The History of AI

70 years: from thought experiment to revolution.

In this section, we'll trace the incredible journey of artificial intelligence — from its origins as an academic curiosity to the technology that's reshaping every industry.

The Beginnings (1950–1997)

Key milestones that shaped the field:

1950 — Alan Turing publishes "Computing Machinery and Intelligence" — the Turing Test
1956 — Dartmouth Conference coins the term "Artificial Intelligence"
1966 — ELIZA, the first chatbot (pattern matching, no understanding)
1980s — Expert Systems boom → overpromise → First AI Winter
1997 — IBM's Deep Blue defeats world chess champion Garry Kasparov

"Can machines think?" — Alan Turing, 1950

The Bridge Era (1997–2012)

The quiet years that built the foundation:

2006 — Geoffrey Hinton's deep learning breakthrough
2011 — IBM Watson wins Jeopardy!
2012 — AlexNet wins ImageNet → deep learning goes mainstream
2012 — Google Brain recognizes cats in YouTube videos (unsupervised)

The key insight: more data + more compute = better results.
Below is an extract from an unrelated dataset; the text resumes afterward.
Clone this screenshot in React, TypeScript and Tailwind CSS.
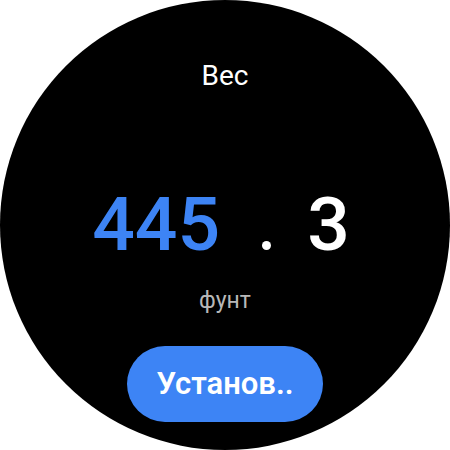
export default function App() {
  return (
    <div className="w-[450px] h-[450px] bg-white font-['Roboto',sans-serif]">
      <div className="w-[450px] h-[450px] rounded-full bg-black flex flex-col items-center">
        <div className="mt-[62px] text-[28px] leading-none text-white">Вес</div>
        <div className="mt-[97px] mr-[8px] flex items-baseline text-[75px] leading-none font-medium">
          <span className="text-[#3d84f5]">445</span>
          <div className="ml-[42px] mr-[36px] w-[9px] h-[9px] mb-[1px] rounded-full bg-white" />
          <span className="text-white">3</span>
        </div>
        <div className="mt-[27px] text-[23px] leading-none text-[#b8b8b8]">фунт</div>
        <button className="mt-[34px] w-[196px] h-[76px] rounded-full bg-[#3d84f5] text-white text-[31px] font-semibold">
          Установ..
        </button>
      </div>
    </div>
  )
}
This simple formula would drive the next decade.

The Transformer Revolution (2012–2022)

Everything changed with one paper:

2017 — "Attention Is All You Need" — the Transformer architecture
2018 — GPT-1 (117M parameters) — first generative pre-trained transformer
2019 — GPT-2 (1.5B) — "too dangerous to release"
2020 — GPT-3 (175B) — few-shot learning emerges
2021 — GitHub Copilot — AI writes code
2022 — ChatGPT launches — 100 million users in 2 months

This was the moment AI went from research to mainstream.

The Big Bang (2022–2026)

We're living through the fastest technology adoption in history:

Year	Milestone
2023	GPT-4, Claude 2, Llama 2 (open source)
2024	Claude 3.5 Sonnet, GPT-4o, Gemini 1.5, Llama 3
2025	Claude 4, GPT-5, DeepSeek R1, Qwen 3
2026	Claude Opus 4.6, GPT-5.3, agentic AI goes mainstream

Every 6 months, capabilities that seemed impossible become routine.

What is GPT?

Let's break down the name:

G = Generative — it creates new content (text, code, images)
P = Pre-trained — trained on massive datasets before you use it
T = Transformer — the architecture that makes it all work

GPT is not the only architecture, but it's the most influential. Other approaches: Claude (constitutional AI), Gemini (multimodal), Llama (open source).

Training vs. Inference

A critical distinction:

Training (months, millions of $)

Feed billions of text samples
Adjust billions of weights
Happens once (or periodically)
Result: a frozen model

Inference (milliseconds, cents)

User sends a prompt
Model predicts next tokens
No learning happens
Model doesn't remember your conversation

Key insight: AI can't learn from your prompts. When you "teach" ChatGPT something in a conversation, it forgets everything when the session ends.

---quiz question: When was the term "Artificial Intelligence" first coined? options:

{ text: "1943 — at a mathematics conference", correct: false }
{ text: "1956 — at the Dartmouth Conference", correct: true }
{ text: "1966 — when ELIZA was created", correct: false }
{ text: "1997 — when Deep Blue won", correct: false } feedback: The term was coined at the Dartmouth Conference in 1956 by John McCarthy.

---quiz question: What does the "T" in GPT stand for? options:

{ text: "Technology", correct: false }
{ text: "Training", correct: false }
{ text: "Transformer", correct: true }
{ text: "Turing", correct: false } feedback: GPT = Generative Pre-trained Transformer. The Transformer architecture was introduced in the 2017 paper "Attention Is All You Need".

---quiz question: Why can't an LLM learn from your chat messages? options:

{ text: "It's too expensive to retrain", correct: false }
{ text: "Inference doesn't update model weights — the model is frozen", correct: true }
{ text: "The API blocks learning for privacy", correct: false } feedback: During inference, the model only predicts tokens — it never updates its weights. Training is a separate, expensive process.